--- SUPPLIED INFORMATION ---

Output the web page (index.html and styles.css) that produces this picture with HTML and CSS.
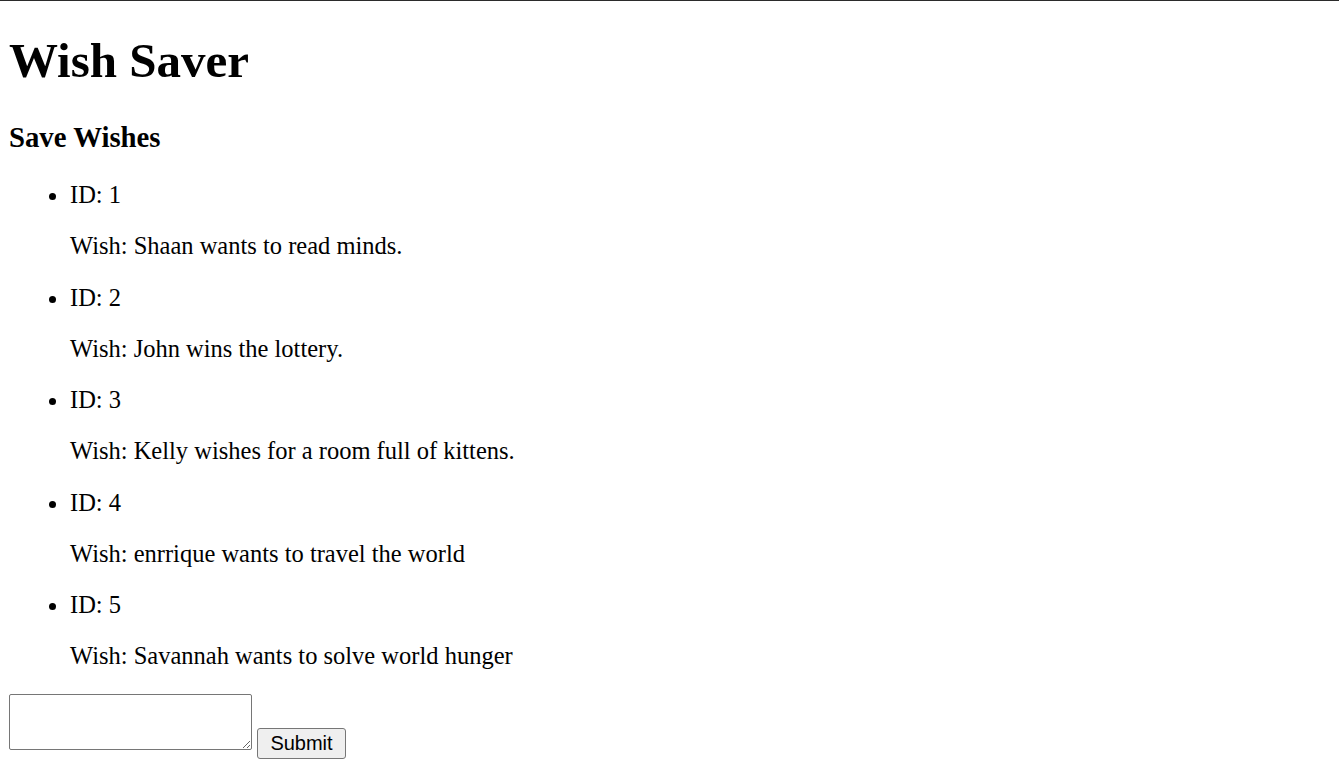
FILE: index.html
```html
<!DOCTYPE html>
<html lang="en" class="page">
<head>
<meta charset="utf-8">
<title>Wish Saver</title>
<link rel="stylesheet" href="styles.css">
</head>
<body class="app">
<h1 class="title">Wish Saver</h1>
<h3 class="subtitle">Save Wishes</h3>
<ul class="wish-list">
  <li class="wish-item">ID: 1<p class="wish-text">Wish: Shaan wants to read minds.</p></li>
  <li class="wish-item">ID: 2<p class="wish-text">Wish: John wins the lottery.</p></li>
  <li class="wish-item">ID: 3<p class="wish-text">Wish: Kelly wishes for a room full of kittens.</p></li>
  <li class="wish-item">ID: 4<p class="wish-text">Wish: enrrique wants to travel the world</p></li>
  <li class="wish-item">ID: 5<p class="wish-text">Wish: Savannah wants to solve world hunger</p></li>
</ul>
<form class="wish-form">
  <textarea class="wish-input"></textarea> <button type="button" class="submit-btn">Submit</button>
</form>
</body>
</html>
```

FILE: styles.css
```css
.page {
  border-top: 1px solid #2b2b2b;
  background: #ffffff;
}
.app {
  margin: 0 9px;
  font-family: "Liberation Serif", "Times New Roman", serif;
  font-size: 24.5px;
  color: #000000;
}
.title {
  font-size: 49px;
  line-height: 56px;
  font-weight: bold;
  margin: 32px 0;
}
.subtitle {
  font-size: 28.75px;
  line-height: 32px;
  font-weight: bold;
  margin: 28px 0;
}
.wish-list {
  margin: 28px 0 24px;
  padding-left: 61px;
}
.wish-item {
  line-height: 27px;
}
.wish-text {
  margin: 24px 0 24.5px;
  line-height: 27px;
}
.wish-form {
  margin: 0;
  padding-top: 0.5px;
  font-size: 20px;
}
.wish-input {
  box-sizing: border-box;
  width: 243px;
  height: 56px;
  border: 1px solid #767676;
  border-radius: 2px;
  padding: 2px;
  margin: 0;
  font-family: "Liberation Mono", monospace;
  font-size: 20px;
  vertical-align: baseline;
}
.submit-btn {
  box-sizing: border-box;
  width: 89px;
  height: 31px;
  padding: 0 12px;
  border: 1px solid #767676;
  border-radius: 3px;
  background: #efefef;
  font-family: "Liberation Sans", Arial, sans-serif;
  font-size: 20px;
  color: #000000;
}
```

---

→ **WHAT IS BEING ASKED**:
Take every line containing the word "page" and copy it.

→ **OUTPUT FOR THIS EXERCISE**:
Output the web page (index.html and styles.css) that produces this picture with HTML and CSS.
<html lang="en" class="page">
.page {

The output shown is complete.